Toda la ciudad volvió a quedar sumida en el más profundo silencio. Sofía abrió los ojos y se encontró con una ciudad nueva que aguardaba. Miró el reloj junto al teléfono: Las cuatro en punto. Soltó un profundo suspiro y respiró hondo para evitar la nueva lágrima que asomaba en sus ojos. Abrió el corta sellos que tenía apretado en la mano derecha y dijo:
-Fue la última aria triste de Sofí­a Guerrero-. Y con dos tajos certeros se desgarró las muñecas y se quedó de pie frente a la luna, para comenzar a morir.

El primer hilillo de sangre asomó con timidez, casi dudando, y comenzó a deslizarse por el monte de la luna, hasta perderse entre el índice y el cordial de Sofí­a. Luego fue engrosándose con la afluencia, cada vez más generosa, de las venas y el corazón que había comenzado a latir más rápido, pues Sofí­a se habí­a recostado en la cama y había empezado a escribir, desfalleciente.

Lo había empezado a vislumbrar durante el sueño, en la oscuridad sin puertas de la muerte amiga. En la voz del poeta desconocido que subió al escenario cuando terminaba mi aria para gritarle a la gente con el rostro desencajado y empapado de un llanto final, que el sueño y la muerte no tení­an ya nada que decirse y por último se me reveló en santa paz con el brillo lúgubre de la luna sobre las hojas negras del árbol lapidario que se mecía sereno a unos metros del único escape posible.
La sonrisa silente de mi vida se extinguirá y un sol sangrante trepará la bóveda para gritarle al mundo que guarde luto por Sofía Guerrero, la de los ojos color uva y las arias de iglesia de viva voz y cuerpo presente, que morirá al morir la noche, pintada de su sangre tibia, que no manchará la alfombra ni los muros, pues morirá consumida de la soledad enfermiza de la que jamás logró escapar.
Esta es mi última revelación, pues cerca de irme veo sobre la mesa de noche la navaja de romper los sellos del vino, brillando con un destello de luna asesina que lo dijo todo. Intenté ahogar el grito de un dolor que nunca llegó, porque mis ojos no lloraron sino que vieron salir mi sangre fugitiva primero en unas gotas perladas que fueron haciéndose más en mi muñeca y pronto fueron un torrente incontenible que subió por mis palmas y me llenó¡ la mirada de visiones proféticas. Que me juró un mundo vací­o de luz sin ventanas mientras se me apagaban las cinco velas de la vida: la primera vela, del adiós para siempre a los ojos de uva y a la segunda vela del adiós a las arias tristes y al ave marí­a, adiós a la piel lunar de la tercera vela y hasta siempre a la cuarta vela de la soledad sin escape y a la quinta vela...

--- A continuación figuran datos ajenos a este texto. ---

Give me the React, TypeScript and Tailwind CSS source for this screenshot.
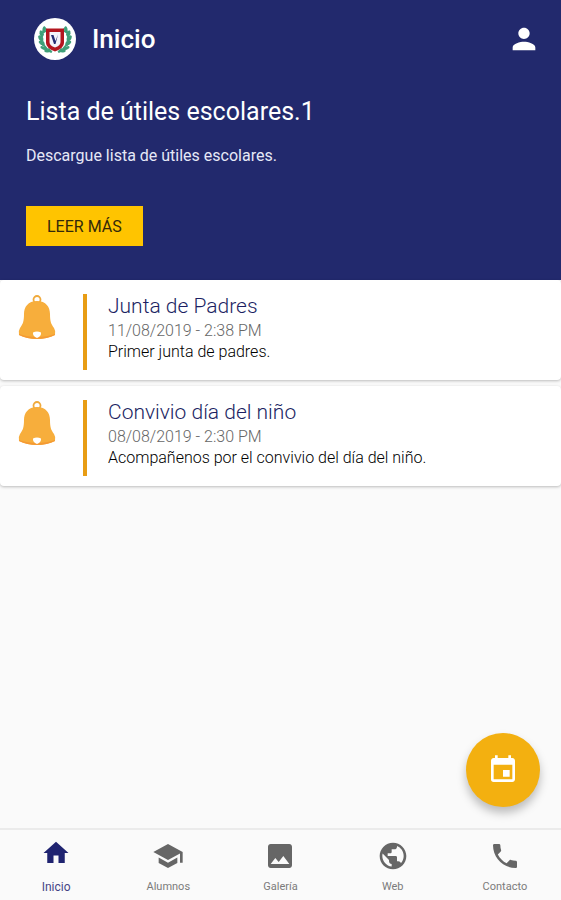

Sofí­a se derrumbó sobre la cama, y con las mí­nimas fuerzas que guardaba, volteó su cuerpo, para quedar mirando al techo. El tirol, blanco y etéreo, comenzó a diluirse frente a sus ojos. "Llega ya" imploró Sofí­a, invocando al último paso, pero no sucedió nada.
Volvió la vista hacia el buró: Eran las cuatro y trece minutos y estaba a pocos instantes de morir. Se asombró de no tener miedo. Volviendo su rostro, encontró el papel manchado de sangre y vio más sangre en las sábanas blancas. Tomó el papel, hizo intentos de arrugarlo, pero ya no tení­a control sobre su cuerpo. Entendió que ahora sólo le restaba morir sin vanidades y cerró los ojos. Entonces pasó. Sus oí­dos, que aún estaban vivos, percibieron aquella vibración acercándose, medrando a orillas de la conciencia que se le escapaba. La muerte la había comenzado a arropar, pero el último sentido le avisó que una hora eterna la llamaba. La orden fue más fuerte que el abrazo y entonces aguzó el oído, para encontrar entre las cuatro paredes de su cuarto, frí­o, inconmovible, el timbre del teléfono.


Lo anterior es la parte de Quince Minutos Tarde donde se cuenta el suicidio de Sofía, personaje que, a pesar de morir en el primer capítulo, ha sido considerado el más dominante por los pocos que han leído el primer borrador de la novela. Sigo dudando si debo conservar el cortarse las venas como método idóneo para finiquitarse, siendo uno de los clichés de adolescencia más intrincados. Más ahora que el buen chango #100 diserta sobre las motivaciones del suicida. Pero mientras se me ocurre una manera mejor seguirá así.